Bumble does appeal to female empowerment enthusiasts, and in keeping with this theme, users are encouraged to post information on their profile that traditionally would not be discussed in mixed company. Bumble asks users to disclose their political and religious affiliations, and whether or not the user votes. Singles can then filter out matches who do not conform to their preferred affiliations.

You can also filter by the most important quality of all: the astrological sign.

I’ve had dating success on Bumble, with “success” defined as dating people long term whom I met through the app. Those aren’t the fun stories, however. People just want to hear about the disasters.

Not to disappoint, some dates were resoundingly painful. For example, I went out with a college educated, 6-foot-7 math major. He was a self-proclaimed Catholic opera lover and cello player, who now worked as a commercial fisherman. Reading all of these specifics in his profile piqued my curiosity; he sure seemed to have a lot going on.

We had coffee at Starbucks for the requisite 47 minutes. I asked questions, and he took full 30 second pauses before he would answer each. He would drag on his drink, look off ponderously at some destination just above my right shoulder, and sigh, “You know, I never thought about that.”

A few days after the date, he texted: “My brain hurts from your questioning. Are you always that intense?”

To be fair, I did ask him a lot of questions. Those questions, however, were about deep topics like, “What’s your favorite movie?”

After he sat silently for a time, and then announced he’d never thought about it, I downgraded to an easier level: “What’s your favorite color?”

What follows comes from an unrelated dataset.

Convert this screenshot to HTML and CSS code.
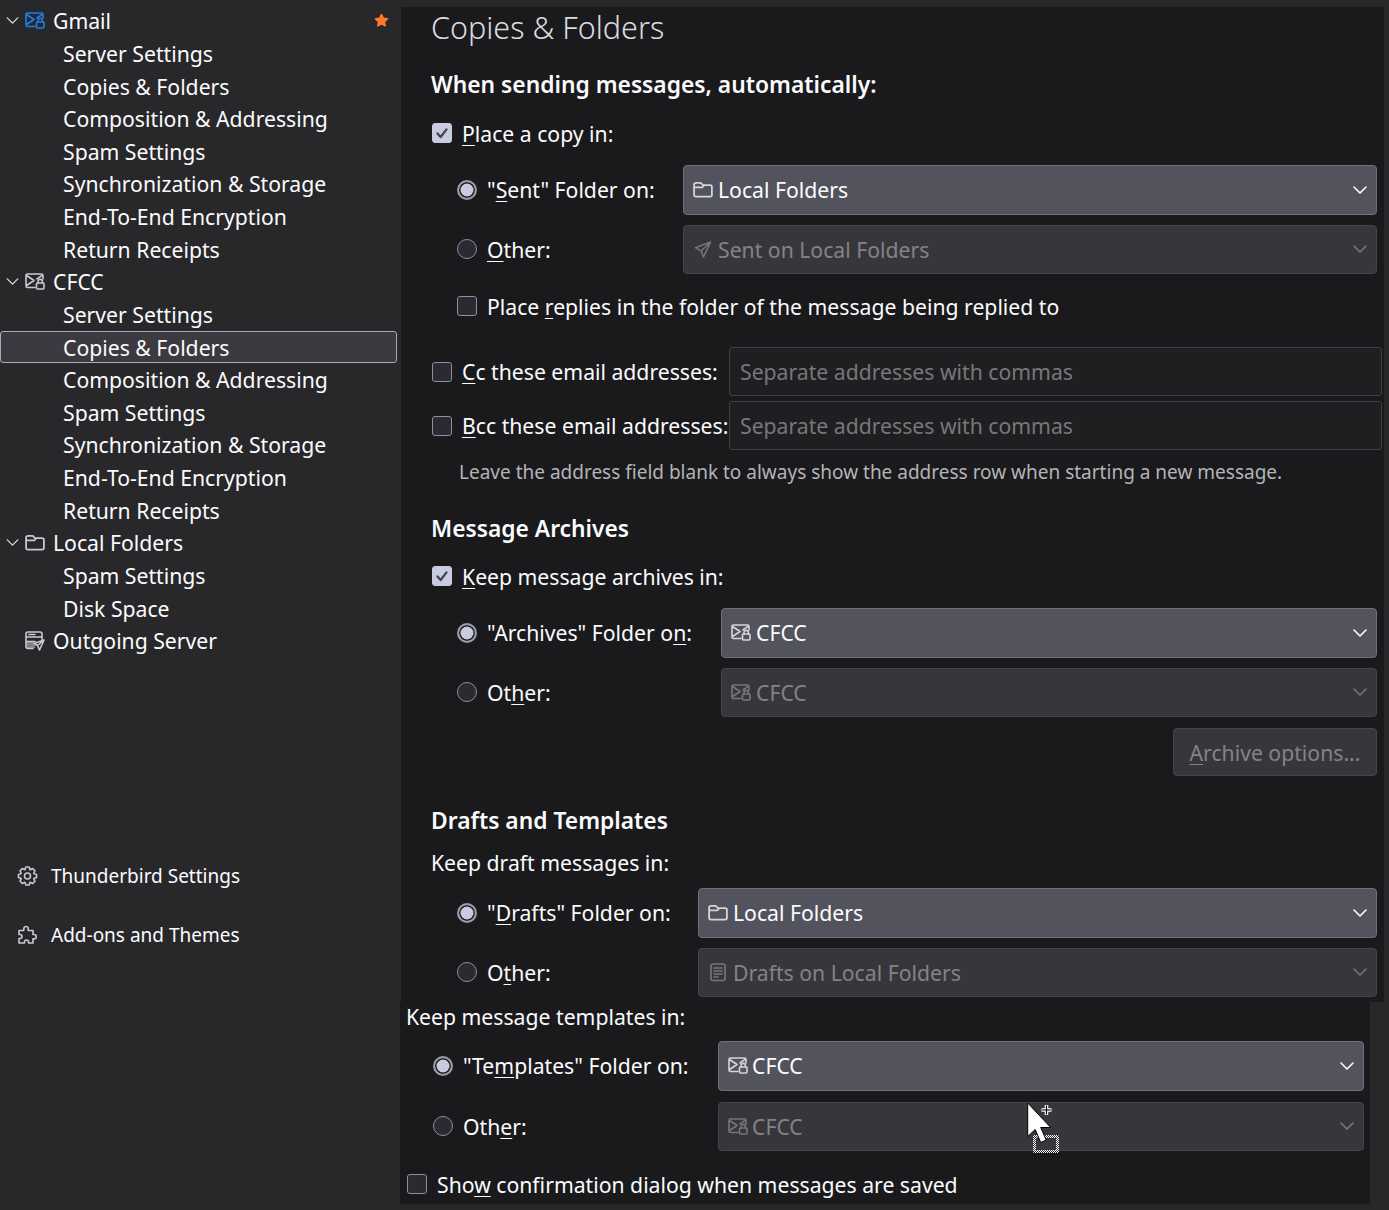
FILE: index.html
```html
<!DOCTYPE html>
<html lang="en">
<head>
    <meta charset="UTF-8">
    <title>Account Settings</title>
    <link rel="stylesheet" href="styles.css">
</head>
<body>
    <svg class="sprite">
        <symbol id="i-account" viewBox="0 0 20 17">
            <path d="M10 14.500H2.500A1.500 1.500 0 0 1 1 13V2.500A1.500 1.500 0 0 1 2.500 1h14A1.500 1.500 0 0 1 18 2.500V6M1.500 2.500 9 7.500l-7.500 5M12 6l5-3.600"/>
            <rect x="11.500" y="10" width="7.500" height="6" rx="1"/>
            <path d="M13 10V8.600a2.200 2.200 0 0 1 4.400 0V10"/>
        </symbol>
        <symbol id="i-folder" viewBox="0 0 18 15">
            <path d="M1 3A1.500 1.500 0 0 1 2.500 1.500H7L9 3.500h6.500A1.500 1.500 0 0 1 17 5v7.500a1.500 1.500 0 0 1-1.500 1.500h-13A1.500 1.500 0 0 1 1 12.500zM1 5.500h7.500L10 3.800"/>
        </symbol>
        <symbol id="i-send" viewBox="0 0 19 19">
            <path d="M18 1 1 7.500l6.500 3.500L10 18zM7.500 11 18 1"/>
        </symbol>
        <symbol id="i-draft" viewBox="0 0 16 19">
            <rect x="1" y="1" width="14" height="16.500" rx="2"/>
            <path d="M4 5h8M4 8h8M4 11h8M4 14h4"/>
        </symbol>
        <symbol id="i-outgoing" viewBox="0 0 20 20">
            <path d="M8 17.500H3A2 2 0 0 1 1 15.500V3a2 2 0 0 1 2-2h12a2 2 0 0 1 2 2v5.500M1 6h16M4 3.500h6M1 10.500h9"/>
            <path class="solid" d="M1.500 11h7.500l1.500 6H3a1.500 1.500 0 0 1-1.500-1.500z"/>
            <path d="M19 9 9 12.500l3.500 2L14.500 19zM12.500 14.500 19 9"/>
        </symbol>
        <symbol id="i-gear" viewBox="0 0 20 20">
            <path d="M19 8.400V11.600L16.300 12.600 17.400 15.200 15.200 17.400 12.600 16.300 11.600 19H8.400L7.400 16.300 4.800 17.400 2.600 15.200 3.700 12.600 1 11.600V8.400L3.700 7.400 2.600 4.800 4.800 2.600 7.400 3.700 8.400 1H11.600L12.600 3.700 15.200 2.600 17.400 4.800 16.300 7.400z"/>
            <circle cx="10" cy="10" r="3"/>
        </symbol>
        <symbol id="i-addon" viewBox="0 0 21 20">
            <path d="M9 1.500a2.200 2.200 0 0 1 2.200 2.200v1.800H16v4h1a2.200 2.200 0 0 1 0 4.400h-1V18h-4.500v-1a2 2 0 0 0-4 0v1H2v-4.500h1a2 2 0 0 0 0-4H2v-4h4.800V3.700A2.200 2.200 0 0 1 9 1.500z"/>
        </symbol>
        <symbol id="i-chevron" viewBox="0 0 14 8">
            <path d="M1 1l6 6 6-6"/>
        </symbol>
        <symbol id="i-check" viewBox="0 0 20 20">
            <path d="M5 10.500 8.500 14.500 15 6"/>
        </symbol>
    </svg>

    <aside class="sidebar">
        <ul class="tree">
            <li class="tree-account is-default">
                <svg class="twisty"><use href="#i-chevron"/></svg>
                <svg class="tree-icon"><use href="#i-account"/></svg>
                Gmail
                <svg class="star" viewBox="0 0 14 14"><path d="M7 1.500 8.700 5l3.800.5-2.800 2.600.7 3.800L7 10.100 3.600 11.900l.7-3.800L1.500 5.500 5.300 5z"/></svg>
            </li>
            <li class="tree-item">Server Settings</li>
            <li class="tree-item">Copies &amp; Folders</li>
            <li class="tree-item">Composition &amp; Addressing</li>
            <li class="tree-item">Spam Settings</li>
            <li class="tree-item">Synchronization &amp; Storage</li>
            <li class="tree-item">End-To-End Encryption</li>
            <li class="tree-item">Return Receipts</li>
            <li class="tree-account">
                <svg class="twisty"><use href="#i-chevron"/></svg>
                <svg class="tree-icon"><use href="#i-account"/></svg>
                CFCC
            </li>
            <li class="tree-item">Server Settings</li>
            <li class="tree-item is-selected">Copies &amp; Folders</li>
            <li class="tree-item">Composition &amp; Addressing</li>
            <li class="tree-item">Spam Settings</li>
            <li class="tree-item">Synchronization &amp; Storage</li>
            <li class="tree-item">End-To-End Encryption</li>
            <li class="tree-item">Return Receipts</li>
            <li class="tree-account">
                <svg class="twisty"><use href="#i-chevron"/></svg>
                <svg class="tree-icon"><use href="#i-folder"/></svg>
                Local Folders
            </li>
            <li class="tree-item">Spam Settings</li>
            <li class="tree-item">Disk Space</li>
            <li class="tree-account no-twisty">
                <svg class="tree-icon tall"><use href="#i-outgoing"/></svg>
                Outgoing Server
            </li>
        </ul>
        <nav class="side-links">
            <a class="side-link"><svg class="side-icon"><use href="#i-gear"/></svg>Thunderbird Settings</a>
            <a class="side-link"><svg class="side-icon"><use href="#i-addon"/></svg>Add-ons and Themes</a>
        </nav>
    </aside>

    <main class="main">
        <section class="panel panel-top">
            <h1 class="page-title">Copies &amp; Folders</h1>

            <h2 class="section-title first">When sending messages, automatically:</h2>
            <div class="check-row gap-14"><span class="checkbox is-checked"><svg><use href="#i-check"/></svg></span><span><u>P</u>lace a copy in:</span></div>

            <div class="choices choices-sent">
                <div class="choice">
                    <span class="radio-label"><span class="radio is-checked"></span><span>"<u>S</u>ent" Folder on:</span></span>
                    <div class="select"><svg class="select-icon"><use href="#i-folder"/></svg>Local Folders<svg class="select-arrow"><use href="#i-chevron"/></svg></div>
                </div>
                <div class="choice">
                    <span class="radio-label"><span class="radio"></span><span><u>O</u>ther:</span></span>
                    <div class="select is-disabled"><svg class="select-icon"><use href="#i-send"/></svg>Sent on Local Folders<svg class="select-arrow"><use href="#i-chevron"/></svg></div>
                </div>
            </div>
            <div class="check-row nested gap-15"><span class="checkbox"></span><span>Place <u>r</u>eplies in the folder of the message being replied to</span></div>

            <div class="address-row gap-24"><span class="check-row"><span class="checkbox"></span><span><u>C</u>c these email addresses:</span></span><div class="text-input">Separate addresses with commas</div></div>
            <div class="address-row gap-5"><span class="check-row"><span class="checkbox"></span><span><u>B</u>cc these email addresses:</span></span><div class="text-input">Separate addresses with commas</div></div>
            <p class="hint">Leave the address field blank to always show the address row when starting a new message.</p>

            <h2 class="section-title gap-25">Message Archives</h2>
            <div class="check-row gap-13"><span class="checkbox is-checked"><svg><use href="#i-check"/></svg></span><span><u>K</u>eep message archives in:</span></div>
            <div class="choices choices-archives">
                <div class="choice">
                    <span class="radio-label"><span class="radio is-checked"></span><span>"Archives" Folder o<u>n</u>:</span></span>
                    <div class="select"><svg class="select-icon"><use href="#i-account"/></svg>CFCC<svg class="select-arrow"><use href="#i-chevron"/></svg></div>
                </div>
                <div class="choice">
                    <span class="radio-label"><span class="radio"></span><span>Ot<u>h</u>er:</span></span>
                    <div class="select is-disabled"><svg class="select-icon"><use href="#i-account"/></svg>CFCC<svg class="select-arrow"><use href="#i-chevron"/></svg></div>
                </div>
            </div>
            <div class="button-row"><button class="button" disabled><u>A</u>rchive options...</button></div>

            <h2 class="section-title gap-28">Drafts and Templates</h2>
            <div class="plain-row gap-7">Keep draft messages in:</div>
            <div class="choices choices-drafts">
                <div class="choice">
                    <span class="radio-label"><span class="radio is-checked"></span><span>"<u>D</u>rafts" Folder on:</span></span>
                    <div class="select"><svg class="select-icon"><use href="#i-folder"/></svg>Local Folders<svg class="select-arrow"><use href="#i-chevron"/></svg></div>
                </div>
                <div class="choice">
                    <span class="radio-label"><span class="radio"></span><span>O<u>t</u>her:</span></span>
                    <div class="select is-disabled"><svg class="select-icon draft"><use href="#i-draft"/></svg>Drafts on Local Folders<svg class="select-arrow"><use href="#i-chevron"/></svg></div>
                </div>
            </div>
        </section>

        <section class="panel panel-bottom">
            <div class="plain-row short">Keep message templates in:</div>
            <div class="choices choices-templates">
                <div class="choice">
                    <span class="radio-label"><span class="radio is-checked"></span><span>"Te<u>m</u>plates" Folder on:</span></span>
                    <div class="select"><svg class="select-icon"><use href="#i-account"/></svg>CFCC<svg class="select-arrow"><use href="#i-chevron"/></svg></div>
                </div>
                <div class="choice">
                    <span class="radio-label"><span class="radio"></span><span>Oth<u>e</u>r:</span></span>
                    <div class="select is-disabled"><svg class="select-icon"><use href="#i-account"/></svg>CFCC<svg class="select-arrow"><use href="#i-chevron"/></svg></div>
                </div>
            </div>
            <div class="check-row gap-16"><span class="checkbox"></span><span>Sho<u>w</u> confirmation dialog when messages are saved</span></div>
        </section>
    </main>

    <!-- drag cursor sits on top of the Other dropdown -->
    <svg class="cursor" viewBox="0 0 34 52">
        <defs>
            <pattern id="dither" width="2" height="2" patternUnits="userSpaceOnUse">
                <rect width="1" height="1" fill="#fff"/>
                <rect x="1" y="1" width="1" height="1" fill="#fff"/>
            </pattern>
        </defs>
        <rect x="7.500" y="34.500" width="23" height="15" fill="none" stroke="url(#dither)" stroke-width="3"/>
        <path d="M.7 1v33.500l7.500-7 5.500 13 5.500-2.500-5.500-12.500h10z" fill="#fff" stroke="#000"/>
        <path d="M14.500 8h10M19.500 3v10" stroke="#fff" stroke-width="3.500" fill="none"/>
        <path d="M15 8h9M19.500 3.500v9" stroke="#000" stroke-width="1.200" fill="none"/>
    </svg>
</body>
</html>
```

FILE: styles.css
```css
* {
    margin: 0;
    padding: 0;
    box-sizing: border-box;
}

html, body {
    height: 1210px;
    overflow: hidden;
}

body {
    display: flex;
    position: relative;
    background: #28282b;
    color: #fbfbfe;
    font-family: "Noto Sans", "Open Sans", sans-serif;
    font-size: 21.2px;
}

u {
    text-decoration-thickness: 1px;
    text-underline-offset: 3px;
}

.sprite {
    display: none;
}

svg {
    fill: none;
    stroke: currentColor;
    stroke-width: 1.6;
    stroke-linejoin: round;
    stroke-linecap: round;
    flex: none;
}

.solid {
    fill: currentColor;
    stroke: none;
    opacity: .55;
}

/* sidebar */
.sidebar {
    width: 400px;
    flex: none;
    padding-top: 4.5px;
}

.tree {
    list-style: none;
}

.tree-account,
.tree-item {
    height: 32.63px;
    display: flex;
    align-items: center;
    white-space: nowrap;
    position: relative;
}

.tree-account {
    padding-left: 6px;
    color: #fbfbfe;
}

.tree-item {
    padding-left: 63px;
    margin-right: 3px;
}

.tree-item.is-selected {
    background: #3a3a40;
    border: 1px solid #a9a9b8;
    border-radius: 3px;
    padding-left: 62px;
}

.no-twisty {
    padding-left: 25px;
}

.twisty {
    width: 13px;
    height: 7px;
    margin-right: 6px;
    color: #d5d5d9;
}

.tree-icon {
    width: 20px;
    height: 17px;
    margin-right: 8px;
    color: #c9c9cf;
}

.tree-icon.tall {
    height: 20px;
}

.is-default .tree-icon {
    color: #1c7fe6;
}

.star {
    position: absolute;
    left: 374px;
    top: 8px;
    width: 15px;
    height: 15px;
    fill: #ff7b2a;
    stroke: #ff7b2a;
    stroke-width: 1.5;
}

.side-links {
    margin-top: 200.5px;
    display: flex;
    flex-direction: column;
    gap: 22px;
}

.side-link {
    height: 37px;
    display: flex;
    align-items: center;
    gap: 13px;
    padding-left: 17px;
    font-size: 19px;
}

.side-icon {
    width: 21px;
    height: 20px;
    color: #c9c9cf;
}

/* main */
.main {
    padding-top: 7px;
    flex: 1;
    display: flex;
    flex-direction: column;
}

.panel {
    background: #1a1a1c;
}

.panel-top {
    width: 983px;
    height: 995px;
    margin-left: 1px;
    padding: 0 7px 0 30px;
}

.panel-bottom {
    width: 970px;
    height: 202px;
    padding: 0 6px;
}

.page-title {
    height: 40px;
    line-height: 40px;
    font-size: 30.5px;
    font-weight: 300;
    color: #dcdce0;
}

.section-title {
    height: 34px;
    line-height: 34px;
    font-size: 22.8px;
    font-weight: 600;
}

.section-title.first {
    margin-top: 21px;
}

.check-row,
.plain-row,
.radio-label {
    display: flex;
    align-items: center;
    gap: 10px;
    height: 34px;
    white-space: nowrap;
}

.check-row {
    margin-left: 1px;
}

.plain-row.short {
    height: 28px;
}

.check-row.nested {
    margin-left: 26px;
}

.gap-5 { margin-top: 5px; }
.gap-7 { margin-top: 7px; }
.gap-13 { margin-top: 13px; }
.gap-14 { margin-top: 14px; }
.gap-15 { margin-top: 15px; }
.gap-16 { margin-top: 16px; }
.gap-24 { margin-top: 24px; }
.gap-25 { margin-top: 25px; }
.gap-28 { margin-top: 28px; }

.checkbox {
    width: 20px;
    height: 20px;
    flex: none;
    border: 1px solid #8f8f9d;
    border-radius: 3px;
    background: #2b2a33;
}

.checkbox.is-checked {
    background: #c9cce0;
    border-color: #c9cce0;
    color: #45454f;
}

.checkbox svg {
    display: block;
    width: 18px;
    height: 18px;
    stroke-width: 2.6;
}

.radio {
    width: 20px;
    height: 20px;
    flex: none;
    border: 1px solid #8f8f9d;
    border-radius: 50%;
    background: #2b2a33;
}

.radio.is-checked {
    background: #c9cce0;
    border: 2px solid #9a9aa8;
    box-shadow: inset 0 0 0 1.5px #1a1a1c;
}

/* radio + dropdown rows */
.choices {
    margin-top: 15px;
    margin-left: 26px;
    display: flex;
    flex-direction: column;
    gap: 10px;
}

.choice {
    display: grid;
    align-items: center;
}

.choices-sent .choice { grid-template-columns: 226px 1fr; }
.choices-archives .choice { grid-template-columns: 264px 1fr; }
.choices-drafts .choice { grid-template-columns: 241px 1fr; }
.choices-drafts { margin-top: 9px; }
.choices-templates {
    margin-top: 11px;
    margin-left: 27px;
    gap: 11px;
}
.choices-templates .choice { grid-template-columns: 285px 1fr; }
.choices-templates .select-icon { margin-right: 4px; }

.select {
    height: 49.5px;
    display: flex;
    align-items: center;
    padding: 0 9px;
    background: #53535d;
    border: 1px solid #70707a;
    border-radius: 4px;
    color: #fbfbfe;
    white-space: nowrap;
}

.select.is-disabled {
    background: #37373b;
    border-color: #454549;
    color: #838387;
}

.select-icon {
    width: 20px;
    height: 17px;
    margin-right: 5px;
    color: #d5d5da;
}

.select-icon.draft {
    height: 19px;
}

.is-disabled .select-icon {
    color: #77777b;
}

.select-arrow {
    width: 14px;
    height: 8px;
    margin-left: auto;
    color: #fbfbfe;
}

.is-disabled .select-arrow {
    color: #77777b;
}

/* Cc / Bcc */
.address-row {
    display: grid;
    grid-template-columns: 298px 1fr;
    align-items: center;
    margin-right: -5px;
}

.text-input {
    height: 49px;
    line-height: 47px;
    padding-left: 10px;
    background: #1f1f22;
    border: 1px solid #3f3f43;
    border-radius: 3px;
    color: #77777b;
    white-space: nowrap;
}

.hint {
    margin-top: 7px;
    margin-left: 28px;
    height: 30px;
    line-height: 30px;
    font-size: 19px;
    color: #b4b4b8;
    white-space: nowrap;
}

.button-row {
    display: flex;
    justify-content: flex-end;
    margin-top: 11px;
}

.button {
    width: 204px;
    height: 48px;
    background: #37373b;
    border: 1px solid #454549;
    border-radius: 4px;
    color: #838387;
    font: inherit;
}

.cursor {
    position: absolute;
    left: 1027px;
    top: 1102px;
    width: 34px;
    height: 52px;
    stroke: none;
    stroke-width: 1;
    stroke-linecap: butt;
}
```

That too was a head scratcher.

Among a few other life lessons, Bumble’s most persistent impact on me is to be skeptical of people I find on the Internet:

  1. People on the Internet may not be all there. I stopped seeing one man after he screamed about how much his genitalia hurt while we were at the Anchorage Symphony.
  2. People on the Internet do not waste time. Multiple men over the years have asked me to move in with them on the third date. One even asked me to move across state lines.

And yet —

  1. People on the Internet are flaky. I once had a guy miss our date at 11 in the morning on a Saturday because he did not set his alarm. Willing to give him a second chance, I agreed to meet him for lunch the following week. He texted to confirm lunch plans that morning, and then later that he was on his way.

The trouble was that he texted to say he was leaving his house in the suburbs 10 minutes after the date had already started, and it would take him another 27 minutes to arrive. Honestly, waiting around for another half-hour would have been the death knell to my dignity.

  1. People on the Internet are weird. One man’s profile had a photo of him completely nude, submerged in a bathtub full of royal blue paint. No other explanation or notation.

Sure, online dating can be fun. It can also be the source of a stellar headache. Good luck to all the Single Ladies.